Peter Molyneux Interview: Part Two
In the second part of our exclusive interview with 22cans’ Peter Molyneux, the Curiosity developer talks in-depth about Project Godus and the key to creating a successful indie studio.
Well, we probably could have got a publisher excited about it but this genre of game is something that has gone through a rocky time recently. The god game genre hasn’t made the transition to console particularly well. I can’t think, off the top of my head, something that was god-gamish on console, so that was a blow to it. And then a lot of very popular Facebook games took that genre in a particular direction and for me it just became a way of exploiting money out of people in a very harsh and crude way.

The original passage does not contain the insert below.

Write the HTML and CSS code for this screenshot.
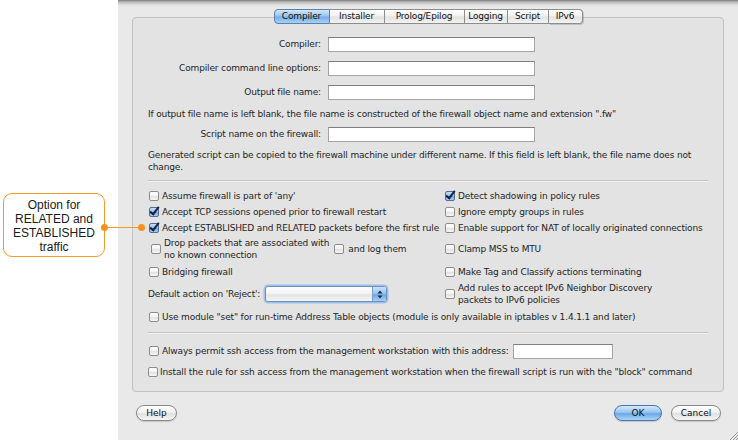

I see this amazing original genre which is all about having this simulated world and giving people the power to inteact witrh them. That’s the core of the god-game experience and look – the god game genre as we know is going to disappear, it’s going to wither away. But we could reinvent it, reinvigorate it and make it what it was supposed to but – another genre, rather than a type of game that us gamers don’t particularly like. That’s taking that brave step – and it is a brave step because it could have been so much simpler if I had Kickstarted a role-playing game or something I’m sure we would have got tons and tons and tons of pledges. When you start talking about reinventing something… you know, some people don’t get it. Also, younger people have probably never even played a god game. So I’d love to do that. There’s so much stuff that a god game would be brilliant to do in today’s world with all the technology we’ve got, with these multi-devices, touch and with the Kinect people together.
Populous, Dungeon Keeper and Black & White are some of the names used in the Kickstarter pitch, how have they informed Project Godus?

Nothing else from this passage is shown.